After its public listing the company made its first acquisition: the $70 million takeover of Brisbane-based competitor Vaya in January
this year.

The move added around 140,000 subscribers to the amaysim customer base and provided the company with a development and customer care unit in the Philippines.

A dual branding strategy is expected to help amaysim make further inroads into the Aussie market, as its focus shifts back to organic growth.

“Vaya will enable us to compete in the $30 plan market; amaysim will continue to take on the carriers,” Wolski explains.“Vaya is very much the price fighter and amaysim the customer champion.”

The company has set its sights on country Australia, on the back of Optus’ expansion of its 4G network into more than 700 regional and holiday towns.

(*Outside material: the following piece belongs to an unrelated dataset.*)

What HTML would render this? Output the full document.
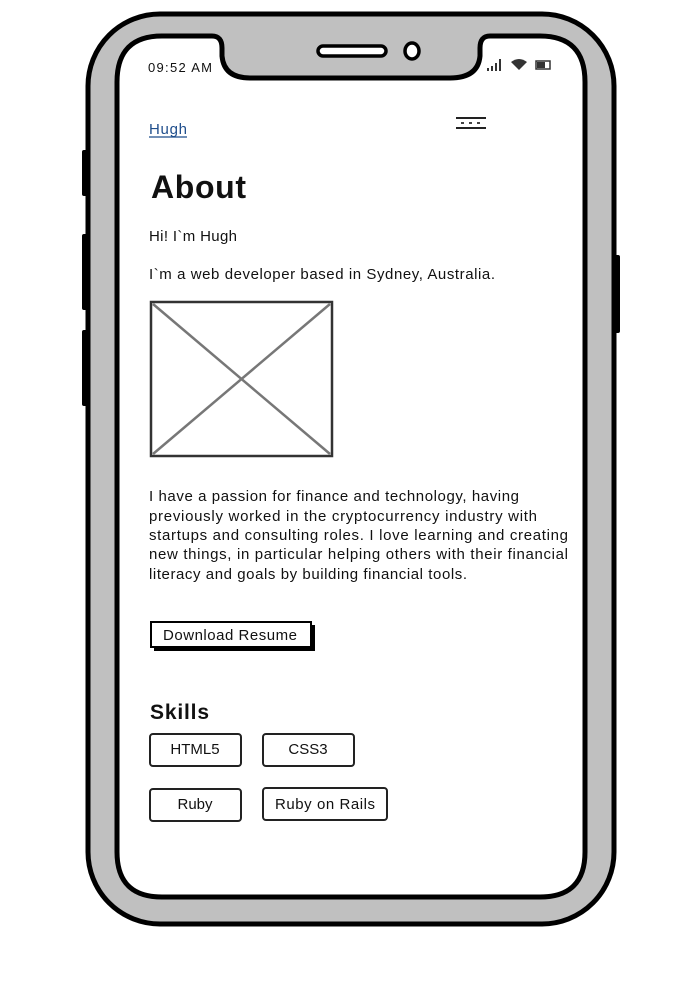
<!DOCTYPE html>
<html><head><meta charset="utf-8"><style>
html,body{margin:0;padding:0;background:#fff;width:690px;height:1000px;overflow:hidden}
svg{display:block}
text{font-family:"Liberation Sans",sans-serif;fill:#111}
</style></head><body>
<svg width="690" height="1000" viewBox="0 0 690 1000" xmlns="http://www.w3.org/2000/svg">
<!-- side buttons -->
<rect x="82" y="150" width="8" height="46" rx="2" fill="#000"/>
<rect x="82" y="234" width="8" height="76" rx="2" fill="#000"/>
<rect x="82" y="330" width="8" height="76" rx="2" fill="#000"/>
<rect x="612" y="255" width="8" height="78" rx="2" fill="#000"/>
<!-- outer body -->
<rect x="88" y="14" width="526" height="910" rx="72" fill="#c0c0c0" stroke="#000" stroke-width="5"/>
<!-- screen with notch -->
<path d="M162 36 H212 Q222 36 222 48 V56 Q224 78 250 78 H450 Q478 78 480 56 V48 Q480 36 490 36 H540 Q585 36 585 82 V852 Q585 897 540 897 H162 Q117 897 117 852 V82 Q117 36 162 36 Z" fill="#fff" stroke="#000" stroke-width="5"/>
<!-- speaker & camera -->
<rect x="318" y="46" width="68" height="10" rx="5" fill="#fff" stroke="#000" stroke-width="3.5"/>
<ellipse cx="412" cy="51" rx="7" ry="8" fill="#fff" stroke="#000" stroke-width="3.5"/>
<!-- status bar -->
<text x="148" y="72" font-size="13" fill="#333" textLength="64">09:52 AM</text>
<g fill="#333">
<rect x="487" y="68" width="2" height="3"/><rect x="491" y="66" width="2" height="5"/><rect x="495" y="63" width="2" height="8"/><rect x="499" y="59" width="2" height="12"/>
<path d="M511 62 Q519 56 527 62 L519 70 Z"/>
<rect x="536" y="61" width="14" height="8" fill="none" stroke="#333" stroke-width="1.5"/><rect x="537" y="62" width="8" height="6"/>
</g>
<!-- nav -->
<text x="149" y="134" font-size="15" style="fill:#1f4e8c" textLength="38">Hugh</text>
<line x1="149" y1="137" x2="187" y2="137" stroke="#1f4e8c" stroke-width="1.2"/>
<rect x="456" y="117" width="30" height="2" fill="#222"/>
<rect x="456" y="127" width="30" height="2" fill="#222"/>
<g fill="#444"><rect x="461" y="122" width="3" height="2"/><rect x="469" y="122" width="3" height="2"/><rect x="477" y="122" width="3" height="2"/></g>
<!-- content -->
<text x="151" y="198" font-size="32" font-weight="bold" textLength="95">About</text>
<text x="149" y="241" font-size="15" textLength="88">Hi! I`m Hugh</text>
<text x="149" y="279" font-size="15" textLength="346">I`m a web developer based in Sydney, Australia.</text>
<rect x="151" y="302" width="181" height="154" fill="#fff" stroke="#333" stroke-width="2.5"/>
<line x1="153" y1="304" x2="330" y2="454" stroke="#777" stroke-width="2.5"/>
<line x1="330" y1="304" x2="153" y2="454" stroke="#777" stroke-width="2.5"/>
<g font-size="15">
<text x="149" y="501" textLength="370">I have a passion for finance and technology, having</text>
<text x="149" y="521" textLength="388">previously worked in the cryptocurrency industry with</text>
<text x="149" y="540" textLength="419">startups and consulting roles. I love learning and creating</text>
<text x="149" y="559" textLength="419">new things, in particular helping others with their financial</text>
<text x="149" y="579" textLength="318">literacy and goals by building financial tools.</text>
</g>
<rect x="154" y="625" width="161" height="26" fill="#000"/>
<rect x="151" y="622" width="160" height="25" fill="#fff" stroke="#000" stroke-width="2"/>
<text x="163" y="640" font-size="15" textLength="134">Download Resume</text>
<text x="150" y="719" font-size="21" font-weight="bold" fill="#222" textLength="59">Skills</text>
<g fill="#fff" stroke="#222" stroke-width="2">
<rect x="150" y="734" width="91" height="32" rx="3"/>
<rect x="263" y="734" width="91" height="32" rx="3"/>
<rect x="150" y="789" width="91" height="32" rx="3"/>
<rect x="263" y="788" width="124" height="32" rx="3"/>
</g>
<g font-size="15" text-anchor="middle" fill="#333">
<text x="195" y="754">HTML5</text>
<text x="308" y="754">CSS3</text>
<text x="195" y="809">Ruby</text>
<text x="325" y="809" textLength="100">Ruby on Rails</text>
</g>
</svg>
</body></html>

Investing in technology will remain a priority, given amaysim’s focus on online engagement and self-service.

“We’ve achieved an incredible amount in five short years but there’s still a lot to do to educate Aussies about our BYOD model and to help them shake the apathy associated with switching mobile service providers,” says Wolski.

“We’ll continue to do what we do well and be the customer champion, and we’ll continue to disrupt the market and give Australian consumers the choice and the freedom to choose who they want to partner with.

“And we’ll continue to give new and existing customers good products, so they don’t have to worry about switching.”